Research_

Algorithmics and analytics

Leveraging distributed techniques to untold scale computations

Algorithms that solve popular problems effectively and efficiently are the main pedestal for the theoretical foundations of distributed computing. We focus on problems in scheduling, bin-packing, assignment and network flow.

Most practical problems in distributed computing can be reduced to well-defined problems in algorithms. In particular, we study algorithms in the areas of scheduling problems, bin-packing problems, assignment problems and network flow problems. We investigate, for example, approximation algorithms that give a quality bound on the solution (where the computed schedule is no worse than 50 percent of the optimal schedule). We use techniques such as linear programming, probabilistic algorithms, convex optimisation and other methods to get a handle on these algorithmic problems.
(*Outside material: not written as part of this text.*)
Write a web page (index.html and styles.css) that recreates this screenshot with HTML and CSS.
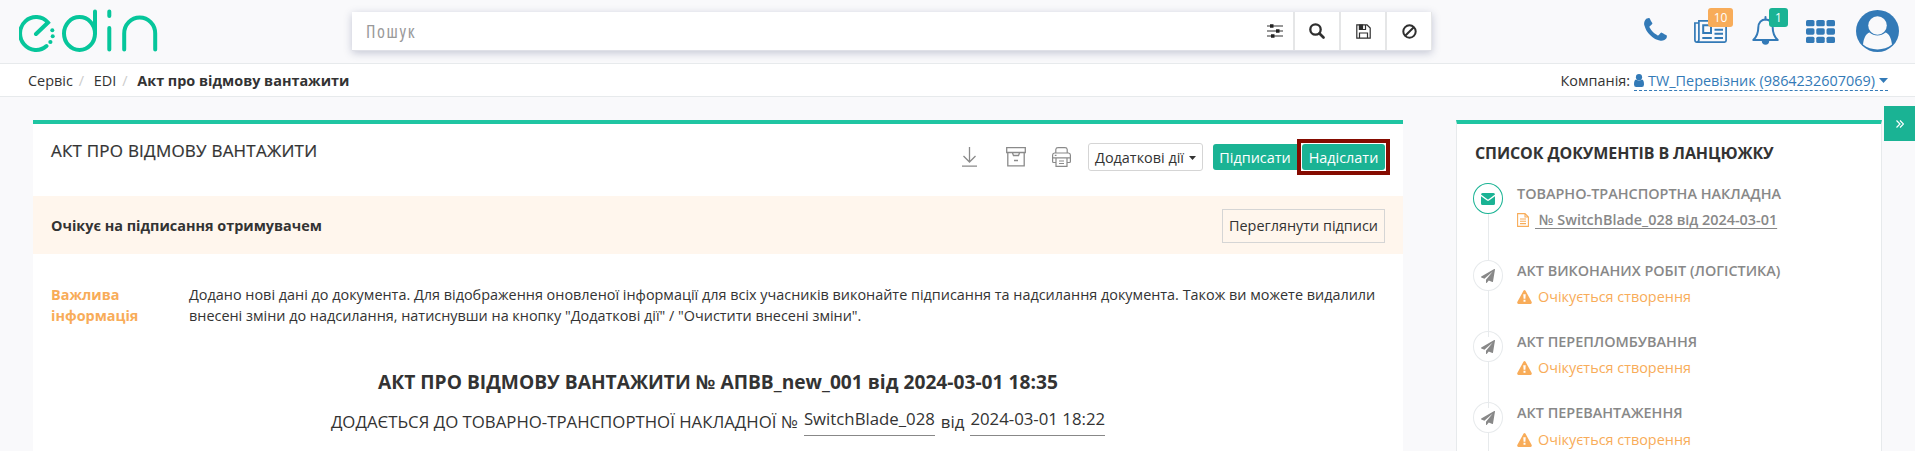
FILE: index.html
```html
<!DOCTYPE html>
<html lang="uk">
<head>
<meta charset="utf-8">
<title>Акт про відмову вантажити</title>
<link rel="stylesheet" href="styles.css">
</head>
<body>
<svg class="defs" width="0" height="0">
  <symbol id="plane" viewBox="0 0 1792 1792"><path d="M1764 11q33 24 27 64l-256 1536q-5 29-32 45-14 8-31 8-11 0-24-5l-453-185-242 295q-18 23-49 23-13 0-22-4-19-7-30.500-23.500t-11.500-36.500v-349l864-1059-1069 925-395-162q-37-14-40-55-2-40 32-59l1664-960q15-9 32-9 20 0 36 11z"/></symbol>
  <symbol id="warn" viewBox="0 0 15 14"><path fill-rule="evenodd" d="M6.600.6Q7.500-.6 8.400.6L14.700 12Q15.200 13.800 13.600 14H1.400Q-.2 13.800.3 12ZM6.300 4.200 6.600 8.700H8.400L8.700 4.200ZM6.500 9.800V11.700H8.500V9.800Z"/></symbol>
</svg>
<header class="topbar">
  <svg class="logo" width="142" height="46" viewBox="0 0 142 46" fill="none" stroke="#06c69b" stroke-width="4" stroke-linecap="round">
    <path d="M17 26 29 14.500A16 16.500 0 1 0 27.500 38"/>
    <ellipse cx="60.500" cy="25.500" rx="15.500" ry="16.500"/>
    <path d="M76 3.500V25M90.300 3.500V8M90.300 20V41.500M105.200 41.500V25.500A15.500 16 0 0 1 136.200 25.500V41.500"/>
    <g fill="#06c69b" stroke="none"><circle cx="33.300" cy="22.300" r="2"/><circle cx="33.700" cy="28.300" r="2"/><circle cx="31.400" cy="34" r="2.100"/></g>
  </svg>
  <div class="search">
    <div class="field"><span class="placeholder">Пошук</span>
      <svg width="16" height="14" viewBox="0 0 16 14"><path stroke="#333" stroke-width="1.200" d="M0 2H16M0 7H16M0 12H16"/><path fill="#222" d="M3 .2h3.500v3.600H3zM9 5.200h3.500v3.600H9zM4 10.200h3.500v3.600H4z"/></svg>
    </div>
    <div class="cell"><svg width="16" height="16" viewBox="0 0 16 16" fill="none" stroke="#2f2f2f"><circle cx="6.500" cy="6.500" r="5.200" stroke-width="2.300"/><path d="m10.500 10.500 4 4" stroke-width="2.600" stroke-linecap="round"/></svg></div>
    <div class="cell"><svg width="15" height="15" viewBox="0 0 15 15" fill="none" stroke="#2f2f2f" stroke-width="1.200"><path d="M.8.8H11L14.200 4V14.200H.8ZM3.500 14V9H11.500V14M3.500 1V5.500H9.500V1"/><path fill="#2f2f2f" d="M3.500 1H6.500V5.500H3.500Z"/></svg></div>
    <div class="cell"><svg width="15" height="15" viewBox="0 0 15 15" fill="none" stroke="#2f2f2f" stroke-width="2"><circle cx="7.500" cy="7.500" r="6.200"/><path d="m3.200 11.800 8.600-8.600"/></svg></div>
  </div>
  <nav class="tools">
    <svg class="phone" width="29" height="29" viewBox="0 0 1792 1792" fill="#337ab7"><path d="M1600 1240q0 27-10 70.500t-21 68.500q-21 50-122 106-94 51-186 51-27 0-53-3.500t-57.500-12.500-47-14.500-55.500-20.500-49-18q-98-35-175-83-127-79-264-216t-216-264q-48-77-83-175-3-9-18-49t-20.500-55.500-14.500-47-12.500-57.500-3.500-53q0-92 51-186 56-101 106-122 25-11 68.500-21t70.500-10q14 0 21 3 18 6 53 76 11 19 30 54t35 63.500 31 53.500q3 4 17.500 25t21.500 35.500 7 28.500q0 20-28.500 50t-62 55-62 53-28.500 46q0 9 5 22.500t8.500 20.500 14 24 11.500 19q76 137 174 235t235 174q2 1 19 11.500t24 14 20.500 8.500 22.500 5q18 0 46-28.500t53-62 55-62 50-28.500q14 0 28.500 7t35.500 21.500 25 17.500q25 15 53.500 31t63.500 35 54 30q70 35 76 53 3 7 3 21z"/></svg>
    <div class="news"><svg width="33" height="23" viewBox="0 0 33 23" fill="none" stroke="#337ab7" stroke-width="1.700"><path d="M4.900 3H.9V20Q1 22.100 2.900 22.100H30.500Q32.100 22 32.100 20.500V.9H4.900V19.500Q4.900 22 2.900 22.100"/><path d="M9.200 5.200H17V13H9.200ZM20.500 5.200H29M20.500 9.700H29M20.500 13.800H29M8.300 18H17.800M20.500 18H29" stroke-width="2"/></svg><span class="badge orange">10</span></div>
    <div class="bell"><svg width="27" height="29" viewBox="0 0 27 29" fill="none" stroke="#337ab7" stroke-width="2"><path d="M1.300 24C5 20.500 6.300 17 6.300 11.500 6.300 6.500 9.500 3.400 13.500 3.400S20.700 6.500 20.700 11.500C20.700 17 22 20.500 25.700 24Z" stroke-linejoin="round"/><path d="M13.500 3.500V1" stroke-linecap="round"/><path fill="#337ab7" stroke="none" d="M9.800 25H17.200Q17 28.800 13.500 28.800T9.800 25Z"/></svg><span class="badge green">1</span></div>
    <svg class="grid" width="29" height="23" viewBox="0 0 29 23" fill="#337ab7"><rect width="8.500" height="6.300" rx="1.600"/><rect x="10.250" width="8.500" height="6.300" rx="1.600"/><rect x="20.500" width="8.500" height="6.300" rx="1.600"/><rect y="8.350" width="8.500" height="6.300" rx="1.600"/><rect x="10.250" y="8.350" width="8.500" height="6.300" rx="1.600"/><rect x="20.500" y="8.350" width="8.500" height="6.300" rx="1.600"/><rect y="16.700" width="8.500" height="6.300" rx="1.600"/><rect x="10.250" y="16.700" width="8.500" height="6.300" rx="1.600"/><rect x="20.500" y="16.700" width="8.500" height="6.300" rx="1.600"/></svg>
    <svg class="user" width="43" height="42" viewBox="0 0 43 42"><ellipse cx="21.500" cy="21" rx="21.500" ry="21" fill="#337ab7"/><path fill="#f9f9fb" d="M7 34.500C7.700 28 10 23.600 13.500 22.500 18 26.500 25 26.500 29.500 22.500 33 23.600 35.300 28 36 34.500 28 41 15 41 7 34.500Z"/><circle cx="21.500" cy="15.500" r="9.300" fill="#f9f9fb"/></svg>
  </nav>
</header>
<div class="crumbs">
  <div class="path"><span>Сервіс</span><i>/</i><span>EDI</span><i>/</i><b>Акт про відмову вантажити</b></div>
  <div class="company">Компанія: <a><svg width="10" height="13" viewBox="0 0 10 13" fill="#337ab7"><path d="M2 5.500Q0 6 0 10.500 0 13 2.200 13H7.800Q10 13 10 10.500 10 6 8 5.500 5 7.500 2 5.500Z"/><circle cx="5" cy="3.200" r="3.100"/></svg> <span class="name">TW_Перевізник (9864232607069)</span> <svg class="caret" width="9" height="5" viewBox="0 0 9 5"><path fill="#337ab7" d="M0 0H9L4.500 5Z"/></svg></a></div>
</div>
<main class="content">
  <section class="doc">
    <div class="dochead">
      <h5>АКТ ПРО ВІДМОВУ ВАНТАЖИТИ</h5>
      <div class="actions">
        <svg class="dl" width="15" height="20" viewBox="0 0 15 20" fill="none" stroke="#8a8a8a" stroke-width="1.300"><path d="M7.500 0V14.500M1.500 9l6 6 6-6M0 19.200H15"/></svg>
        <svg class="arch" width="20" height="20" viewBox="0 0 20 20" fill="none" stroke="#8a8a8a" stroke-width="1.300"><path d="M.7.700H19.300V5.500H.7ZM1.800 5.500V18.800H18.200V5.500M6.500 6 7.500 8.500H12.500L13.500 6M8 13.500H12"/></svg>
        <svg class="print" width="19" height="20" viewBox="0 0 19 20" fill="none" stroke="#8a8a8a" stroke-width="1.200"><path d="M3.800 6V2.500Q4 .7 6 .7H13Q15 .7 15.200 2.500V6M4 15.500H1.500Q.6 15.500.6 14.500V8Q.7 6.200 2.500 6H16.500Q18.300 6.200 18.400 8V14.500Q18.400 15.500 17.500 15.500H15M.6 10.800H18.400M4 11V19.300H15V11M7 14H12M7 16.500H12M2.800 8.400H4.500"/></svg>
        <button class="btn more">Додаткові дії<svg width="7" height="4" viewBox="0 0 7 4"><path fill="#333" d="M0 0H7L3.500 4Z"/></svg></button>
        <button class="btn sign">Підписати</button>
        <div class="mark"><button class="btn send">Надіслати</button></div>
      </div>
    </div>
    <div class="status"><b>Очікує на підписання отримувачем</b><button class="sigs">Переглянути підписи</button></div>
    <div class="info">
      <b>Важлива інформація</b>
      <p>Додано нові дані до документа. Для відображення оновленої інформації для всіх учасників виконайте підписання та надсилання документа. Також ви можете видалили<br>внесені зміни до надсилання, натиснувши на кнопку "Додаткові дії" / "Очистити внесені зміни".</p>
    </div>
    <h3>АКТ ПРО ВІДМОВУ ВАНТАЖИТИ № АПВВ_new_001 від 2024-03-01 18:35</h3>
    <div class="attach"><span>ДОДАЄТЬСЯ ДО ТОВАРНО-ТРАНСПОРТНОЇ НАКЛАДНОЇ №</span><span class="val">SwitchBlade_028</span><span>від</span><span class="val">2024-03-01 18:22</span></div>
  </section>
  <aside class="chain">
    <h4>СПИСОК ДОКУМЕНТІВ В ЛАНЦЮЖКУ</h4>
    <div class="step first">
      <div class="dot on"><svg width="14" height="12" viewBox="0 0 14 12" fill="#1ab394"><path d="M0 1.500Q0 0 1.500 0H12.500Q14 0 14 1.500L7.600 6.200Q7 6.600 6.400 6.200ZM0 3.300 6 7.600Q7 8.200 8 7.600L14 3.300V10.500Q14 12 12.500 12H1.500Q0 12 0 10.500Z"/></svg></div>
      <div class="txt"><strong>ТОВАРНО-ТРАНСПОРТНА НАКЛАДНА</strong>
      <div class="link"><svg width="12" height="14" viewBox="0 0 12 14" fill="none" stroke="#f8ac59" stroke-width="1.100"><path d="M.6.6H8L11.400 4V13.400H.6ZM8 .6V4H11.400M3 6H9M3 8.300H9M3 10.600H9"/></svg><a>&nbsp;№ SwitchBlade_028 від 2024-03-01</a></div></div>
    </div>
    <div class="step"><div class="dot"><svg width="14" height="14"><use href="#plane"/></svg></div><div class="txt"><strong>АКТ ВИКОНАНИХ РОБІТ (ЛОГІСТИКА)</strong><div class="wait"><svg width="15" height="14"><use href="#warn"/></svg>Очікується створення</div></div></div>
    <div class="step"><div class="dot"><svg width="14" height="14"><use href="#plane"/></svg></div><div class="txt"><strong>АКТ ПЕРЕПЛОМБУВАННЯ</strong><div class="wait"><svg width="15" height="14"><use href="#warn"/></svg>Очікується створення</div></div></div>
    <div class="step"><div class="dot"><svg width="14" height="14"><use href="#plane"/></svg></div><div class="txt"><strong>АКТ ПЕРЕВАНТАЖЕННЯ</strong><div class="wait"><svg width="15" height="14"><use href="#warn"/></svg>Очікується створення</div></div></div>
  </aside>
</main>
<button class="toggle"><svg width="8" height="8" viewBox="0 0 8 8" fill="none" stroke="#fff" stroke-width="1.200"><path d="M.5.500 4 4 .5 7.500M4 .500 7.500 4 4 7.500"/></svg></button>
</body>
</html>
```

FILE: styles.css
```css
* { box-sizing: border-box; }
html, body { margin: 0; height: 451px; overflow: hidden; }
body { background: #f9f9fb; color: #333; font: 14.41px/20px "Open Sans", "Noto Sans", sans-serif; }
svg { flex: none; }
h3, h4, h5, p { margin: 0; }
button { font: inherit; color: inherit; padding: 0; }
.defs { position: absolute; }
.topbar { height: 64px; border-bottom: 1px solid #e7eaec; display: flex; align-items: flex-start; }
.logo { margin: 8px 0 0 19px; }
.search { margin: 12px 0 0 191px; width: 1080px; height: 39px; display: flex; background: #fff; border-bottom: 1px solid #dfe0e7; border-right: 1px solid #e5e6e7; box-shadow: 0 2px 8px rgba(40, 50, 100, .25); }
.field { width: 941px; padding: 0 10px 0 14px; display: flex; align-items: center; justify-content: space-between; }
.placeholder { font-size: 18px; font-stretch: 75%; color: #999; letter-spacing: 1.6px; }
.cell { width: 46px; border-left: 2px solid #e5e6e7; display: flex; align-items: center; justify-content: center; }
.tools { margin-left: auto; width: 277px; display: flex; align-items: flex-start; }
.phone { margin: 16px 0 0 3px; }
.news { position: relative; margin: 20px 0 0 24px; height: 23px; }
.bell { position: relative; margin: 16px 0 0 25px; height: 29px; }
.grid { margin: 20px 0 0 27px; }
.user { margin: 10px 0 0 21px; }
.badge { position: absolute; color: #fff; font-size: 12px; line-height: 19px; height: 19px; text-align: center; border-radius: 3px; }
.orange { background: #f8ac59; width: 25px; left: 14px; top: -12px; }
.green { background: #1ab394; width: 19px; left: 17px; top: -8px; }
.crumbs { height: 33px; background: #fff; border-bottom: 1px solid #e7eaec; display: flex; justify-content: space-between; padding: 7px 27px 0 28px; }
.path { display: flex; }
.path i { font-style: normal; color: #ccc; width: 21px; padding-left: 6px; }
.company { display: flex; gap: 4px; }
.company a { color: #337ab7; border-bottom: 1px dashed #337ab7; height: 20px; display: flex; gap: 4px; align-items: center; }
.content { display: flex; align-items: flex-start; gap: 53px; padding: 23px 32px 0 33px; }
.doc { flex: none; width: 1370px; height: 340px; background: #fff; border-top: 4px solid #1fc5a2; }
.dochead { height: 72px; padding: 0 13px 0 18px; display: flex; justify-content: space-between; align-items: flex-start; }
h5 { font-size: 17px; font-weight: 500; margin-top: 17px; letter-spacing: .22px; -webkit-text-stroke: .2px #333; }
.actions { display: flex; align-items: center; height: 36px; margin-top: 15px; }
.arch { margin-left: 29px; }
.print { margin: 0 17px 0 26px; }
.btn { border: 0; border-radius: 3px; height: 26px; white-space: nowrap; padding-top: 1px; }
.more { border: 1px solid #d5d5d5; background: #fff; height: 28px; width: 115px; display: flex; align-items: center; justify-content: center; gap: 5px; }
.sign, .send { background: #1ab394; color: #fff; }
.sign { width: 84px; margin-left: 10px; border-radius: 3px 0 0 3px; }
.mark { border: 4px solid #850b00; width: 93px; height: 36px; display: flex; align-items: center; justify-content: center; }
.send { width: 83px; }
.status { height: 58px; background: #fff6ed; padding: 1px 18px 0; display: flex; justify-content: space-between; align-items: center; }
.sigs { width: 163px; height: 34px; border: 1px solid #d5d5d5; background: transparent; }
.info { display: flex; padding: 30px 18px 0; line-height: 21px; }
.info b { width: 138px; padding-right: 30px; color: #f8ac59; }
.info p { white-space: nowrap; }
h3 { font-size: 19.2px; line-height: 24px; font-weight: 700; text-align: center; margin-top: 44px; }
.attach { display: flex; justify-content: center; font-size: 16.8px; line-height: 22px; gap: 6px; margin-top: 17px; }
.attach .val { border-bottom: 1px solid #888; height: 28px; margin-top: -3px; }
.chain { flex: none; width: 426px; height: 340px; overflow: hidden; background: #fff; border: 1px solid #e7eaec; border-width: 4px 1px 0; border-top-color: #1fc5a2; padding: 19px 16px 0; }
h4 { font-size: 16px; line-height: 20px; margin-left: 2px; font-weight: 700; letter-spacing: -.1px; white-space: nowrap; }
.step { display: flex; gap: 14px; height: 71px; color: #888; }
.first { height: 77px; margin-top: 20px; }
.dot { width: 30px; height: 31px; border: 1px solid #e7eaec; border-radius: 50%; display: flex; align-items: center; justify-content: center; flex: none; fill: #888; position: relative; }
.dot::after { content: ""; position: absolute; left: 14px; top: 30px; width: 1px; height: 46px; background: #e7eaec; }
.on { border-color: #1ab394; }
.txt strong { display: block; font-weight: 600; line-height: 20px; margin-top: 1px; white-space: nowrap; }
.link { display: flex; align-items: center; gap: 6px; margin-top: 6px; font-weight: 600; }
.link a { text-decoration: underline; text-underline-offset: 2.5px; white-space: pre; }
.wait { display: flex; align-items: center; gap: 6px; margin-top: 6px; color: #f8ac59; fill: #f8ac59; }
.step:last-child .wait { margin-top: 7px; }
.toggle { position: absolute; right: 0; top: 106px; width: 31px; height: 35px; border: 0; background: #1ab394; display: flex; align-items: center; justify-content: center; }
```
We also look at data mining and big data analytics where there is a need for techniques to handle the massive data sets and be able to scale statistical inference to large and high dimensional data sets. Towards this end, we leverage techniques from distributed computing to scale computations to previously unimaginable levels.

**Our experts:** Professor Albert Zomaya

**Our partners**:* *Professor Paulo Pires and Professor Flavia Delicato (Federal University of Rio de Janeiro)

The proliferation of digital data sources is generating an unprecedented amount of data daily. This massive volume of data has the potential to generate new opportunities for the understanding of natural, engineering and human systems and can lead to extraordinary new knowledge and discoveries in many fields of application. However, analysing this massive volume of data with exponential growth is not a trivial task. Since its birth in the 1980s the rough sets theory has proven to be a useful tool for data analysis, and a wide variety of rough sets algorithms were implemented in scientific and commercial tools for data processing; however, they are very time consuming when data sets are in a large scale.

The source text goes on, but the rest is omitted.